Are we actually writing out a .pack/.idx pair that is usable in the
SHA-1 world at this stage?  Or are we going to read from something
we keep in-core in the step #3 below?

> +2. topological sort: starting at the "want"s from the negotiation
> +   phase, walk through objects in the pack and emit a list of them,
> +   excluding blobs, in reverse topologically sorted order, with each
> +   object coming later in the list than all objects it references.
> +   (This list only contains objects reachable from the "wants". If the
> +   pack from the server contained additional extraneous objects, then
> +   they will be discarded.)

Presumably this is a list of SHA-1 names, as we do not yet have
enough information to compute NewHash names yet at this point.  May
want to spell it out here.

Would it discard the auto-followed tags if we do the "traverse from
wants only"?  Traversing the objects in the packfile to find the
"tips" that are not referenced from any other object in the pack
might be necessary, and it shouldn't be too costly, I'd guess.

> +3. convert to newhash: open a new (newhash) packfile. Read the topologically
> +   sorted list just generated. For each object, inflate its
> +   sha1-content, convert to newhash-content, and write it to the newhash
> +   pack. Record the new sha1<->newhash mapping entry for use in the idx.
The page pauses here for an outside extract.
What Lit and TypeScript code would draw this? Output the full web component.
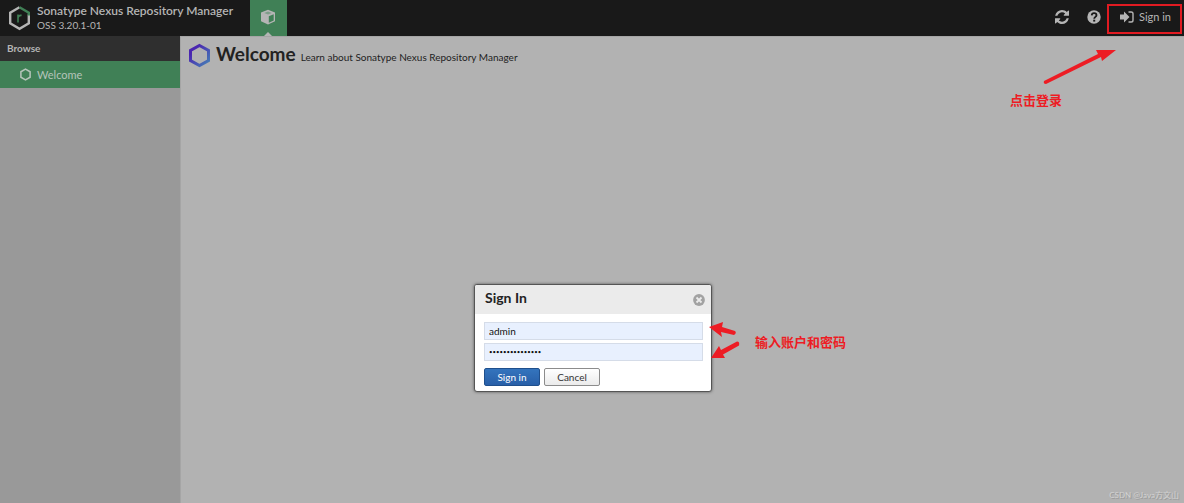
import { LitElement, html, css } from "lit";
import { customElement } from "lit/decorators.js";

const HEX = "M12 2 20.5 7v10L12 22 3.5 17V7Z";

@customElement("nexus-header")
class NexusHeader extends LitElement {
  static styles = css`
    :host { display: block; background: #191919; color: #b5b5b5; }
    .bar { display: flex; height: 36px; align-items: stretch; }
    .brand { display: flex; align-items: center; gap: 6px; width: 250px; padding-left: 8px; box-sizing: border-box; }
    .brand svg { flex: none; }
    .product { display: flex; flex-direction: column; }
    .name { font-size: 12px; line-height: 14px; font-weight: 600; white-space: nowrap; }
    .version { font-size: 10px; line-height: 14px; }
    button { border: 0; padding: 0; margin: 0; background: none; color: inherit; font: inherit; cursor: pointer; display: flex; align-items: center; }
    .mode { width: 37px; background: #408056; justify-content: center; position: relative; padding: 0 1px 3px 0; }
    .mode::after { content: ""; position: absolute; bottom: 0; left: 14px; border: 4px solid transparent; border-top: 0; border-bottom-color: #b5b5b5; }
    .actions { margin-left: auto; display: flex; align-items: center; gap: 18px; padding-right: 2px; }
    .signin { box-sizing: border-box; border: 2px solid #e11b22; width: 75px; height: 30px; justify-content: center; gap: 5px; margin-left: -12px; margin-top: 2px; padding: 0 0 5px 2px; font-size: 11px; white-space: nowrap; }
    .tool { padding-bottom: 2px; }
  `;
  render() {
    return html`<header class="bar">
      <div class="brand">
        <svg width="23" height="26" viewBox="0 0 23 26" fill="none" stroke-width="2.4" aria-hidden="true">
          <path d="M11.5 2.2 2.2 7.6v10.8l9.3 5.4 9.3-5.4V9.5" stroke="#b5b5b5" />
          <path d="M11.5 2.2 20.8 7.6v3" stroke="#408056" />
          <path d="M10 17.5v-8M10 12.8c.3-1.8 1.6-2.7 3.6-2.4" stroke="#408056" stroke-width="1.6" />
        </svg>
        <div class="product">
          <span class="name">Sonatype Nexus Repository Manager</span>
          <span class="version">OSS 3.20.1-01</span>
        </div>
      </div>
      <button class="mode" aria-label="Browse server contents">
        <svg width="16" height="16" viewBox="0 0 16 16" aria-hidden="true">
          <path d="M8 .8 15 3.5v8.800L8 15.600 1 12.300V3.500Z" fill="#b5b5b5" />
          <path d="M8 2.600 11.800 4 8 5.400 4.200 4Z" fill="#7d9d88" />
          <path d="M8.800 7.200 13.700 5.200v6.200l-4.900 2.300Z" fill="#408056" />
        </svg>
      </button>
      <div class="actions">
        <button class="tool" aria-label="Refresh">
          <svg width="14" height="14" viewBox="0 0 1536 1536" fill="#b5b5b5" aria-hidden="true">
            <path d="M1511 928q0 5-1 7-64 268-268 434.500T764 1536q-146 0-282.500-55T238 1324l-129 129q-19 19-45 19t-45-19-19-45V960q0-26 19-45t45-19h448q26 0 45 19t19 45-19 45l-137 137q71 66 161 102t187 36q134 0 250-65t186-179q11-17 53-117 8-23 30-23h192q13 0 22.500 9.500t9.500 22.500zM1536 128v448q0 26-19 45t-45 19h-448q-26 0-45-19t-19-45 19-45l138-138Q969 256 768 256q-134 0-250 65T332 500q-11 17-53 117-8 23-30 23H50q-13 0-22.500-9.500T18 608v-7q65-268 270-434.500T768 0q146 0 284 55.500T1297 212l130-129q19-19 45-19t45 19 19 45z" />
          </svg>
        </button>
        <button class="tool" aria-label="Help">
          <svg width="14" height="14" viewBox="0 0 14 14" aria-hidden="true">
            <circle cx="7" cy="7" r="6.700" fill="#b5b5b5" />
            <path d="M4.700 5.300c.3-3 4.800-2.600 4.800 0 0 1.500-2.300 1.700-2.300 3.500" fill="none" stroke="#191919" stroke-width="1.800" />
            <path d="M6.200 9.700h2v1.900h-2Z" fill="#191919" />
          </svg>
        </button>
        <button class="signin">
          <svg width="14" height="12" viewBox="0 0 14 12" aria-hidden="true">
            <path d="M0 3.500h4V.5L9.500 6 4 11.500v-3H0Z" fill="#b5b5b5" />
            <path d="M8.500 1h2.700q1.800 0 1.800 1.800v6.400q0 1.800-1.800 1.800H8.500" fill="none" stroke="#b5b5b5" stroke-width="1.400" />
          </svg>
          <span>Sign in</span>
        </button>
      </div>
    </header>`;
  }
}

@customElement("nexus-sign-in")
class NexusSignIn extends LitElement {
  static styles = css`
    :host { display: block; }
    .window { box-sizing: border-box; width: 238px; border: 1px solid #555; border-radius: 3px; background: #fff; overflow: hidden; box-shadow: 0 0 3px #555; }
    .head { display: flex; align-items: center; justify-content: space-between; height: 29px; padding: 0 6px 0 10px; background: #ebebeb; }
    h2 { margin: 0; padding-bottom: 3px; font-size: 14px; line-height: 16px; color: #222; }
    button { font: inherit; cursor: pointer; }
    .close { display: flex; border: 0; padding: 0; background: none; }
    form { display: flex; flex-direction: column; gap: 3px; padding: 8px 8px 5px 9px; }
    input { box-sizing: border-box; width: 100%; height: 18px; margin: 0; padding: 0 4px 1px; border: 1px solid #d5dce8; border-radius: 0; background: #e8f0fe; color: #111; font: inherit; font-size: 10px; outline: 0; }
    input[type="password"] { font-size: 6px; }
    .buttons { display: flex; gap: 4px; padding-top: 4px; }
    .buttons button { box-sizing: border-box; width: 56px; height: 18px; padding: 0; border-radius: 2px; font-size: 10px; line-height: 16px; }
    .primary { border: 1px solid #1f4f8c; background: linear-gradient(#3474bd, #285fa8); color: #fff; }
    .plain { border: 1px solid #8c8c8c; background: linear-gradient(#fff, #ebebeb); color: #333; }
  `;
  render() {
    return html`<section class="window" role="dialog" aria-labelledby="title">
      <div class="head">
        <h2 id="title">Sign In</h2>
        <button class="close" aria-label="Close">
          <svg width="12" height="12" viewBox="0 0 12 12" aria-hidden="true">
            <circle cx="6" cy="6" r="5.900" fill="#a2a2a2" />
            <path d="m3.500 3.500 5 5m0-5-5 5" stroke="#ebebeb" stroke-width="1.800" />
          </svg>
        </button>
      </div>
      <form @submit=${(e: Event) => e.preventDefault()}>
        <input type="text" aria-label="Username" autocomplete="off" .value=${"admin"} />
        <input type="password" aria-label="Password" autocomplete="off" .value=${"x".repeat(15)} />
        <div class="buttons">
          <button class="primary">Sign in</button>
          <button class="plain" type="button">Cancel</button>
        </div>
      </form>
    </section>`;
  }
}

@customElement("app-root")
class AppRoot extends LitElement {
  static styles = css`
    :host { display: flex; flex-direction: column; min-height: 100vh; position: relative; overflow: hidden; background: #b2b2b2; font-family: Lato, "Noto Sans CJK SC", sans-serif; }
    .body { display: flex; flex: 1; }
    .side { width: 180px; flex: none; background: #999; border-right: 1px solid #a5a5a5; }
    .side h3 { margin: 0; padding: 0 7px; background: #2f2f2f; color: #b5b5b5; font-size: 10px; line-height: 25px; }
    .item { display: flex; align-items: center; gap: 5px; height: 27px; padding-left: 19px; background: #408056; color: #b5c4ba; font-size: 11px; text-decoration: none; }
    main { flex: 1; border-top: 1px solid #a5a5a5; }
    .title { display: flex; align-items: center; gap: 5px; padding: 5px 7px; color: #222; }
    .words { display: flex; align-items: baseline; gap: 5px; padding-bottom: 2px; }
    h1 { margin: 0; font-size: 19px; line-height: 24px; }
    p { margin: 0; font-size: 10px; }
    .dialog { position: absolute; top: 284px; left: 50%; margin-left: -118px; }
    .note { position: absolute; color: #ed1c24; font-size: 13px; line-height: 20px; font-weight: 700; white-space: nowrap; font-family: "Noto Sans CJK SC", sans-serif; }
    .login { top: 90px; right: 122px; }
    .fields { top: 48px; left: 281px; }
    .arrow { position: absolute; fill: #ed1c24; }
    .up { top: 46px; right: 66px; }
    .pair { top: 38px; left: 235px; }
    .mark { position: absolute; right: 5px; bottom: 2px; color: #d2d2d2; text-shadow: 1px 1px 0 #999; font-size: 8px; line-height: 12px; }
  `;
  render() {
    return html`
      <nexus-header></nexus-header>
      <div class="body">
        <nav class="side">
          <h3>Browse</h3>
          <a class="item" href="#welcome">
            <svg width="13" height="13" viewBox="0 0 24 24" fill="none" stroke="#b5c4ba" stroke-width="2.800" aria-hidden="true"><path d=${HEX} /></svg>
            Welcome
          </a>
        </nav>
        <main>
          <div class="title">
            <svg width="23" height="25" viewBox="0 0 23 25" fill="none" aria-hidden="true">
              <defs><linearGradient id="tint" x1="0" y1="0" x2="1" y2="1"><stop offset=".2" stop-color="#4a25b0" /><stop offset="1" stop-color="#4681b6" /></linearGradient></defs>
              <path d="M11.500 2.500 20.500 7.500v10l-9 5-9-5v-10Z" stroke="url(#tint)" stroke-width="3" />
            </svg>
            <div class="words">
              <h1>Welcome</h1>
              <p>Learn about Sonatype Nexus Repository Manager</p>
            </div>
          </div>
        </main>
      </div>
      <div class="dialog">
        <nexus-sign-in></nexus-sign-in>
        <svg class="arrow pair" width="34" height="40" viewBox="0 0 34 40" aria-hidden="true">
          <path d="M0 5 14 0l-1 5 13 4q2 2-1 4L12 10l1 5Z" />
          <path d="M2 36 10 24l2 4 16-8.500q3 0 2 4L14 32.500l2 3.500Z" />
        </svg>
        <span class="note fields">输入账户和密码</span>
      </div>
      <svg class="arrow up" width="76" height="40" viewBox="0 0 76 40" aria-hidden="true">
        <path d="M74 4 60 15l-1-4L4 38q-3 0-2-3L56 8l-2-4Z" />
      </svg>
      <span class="note login">点击登录</span>
      <span class="mark">CSDN @Java方文山</span>
    `;
  }
}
Are we doing any deltification here?  If we are computing .pack/.idx
pair that can be usable in the SHA-1 world in step #1, then reusing
blob deltas should be trivial (a good delta-base in the SHA-1 world
is a good delta-base in the NewHash world, too).  Things that have
outgoing references like trees, it might be possible that such a
heuristic may not give us the absolute best delta-base, but I guess
it would still be a good approximation to reuse the delta/base
object relationship in SHA-1 world to NewHash world, assuming that
the server did a good job choosing the bases.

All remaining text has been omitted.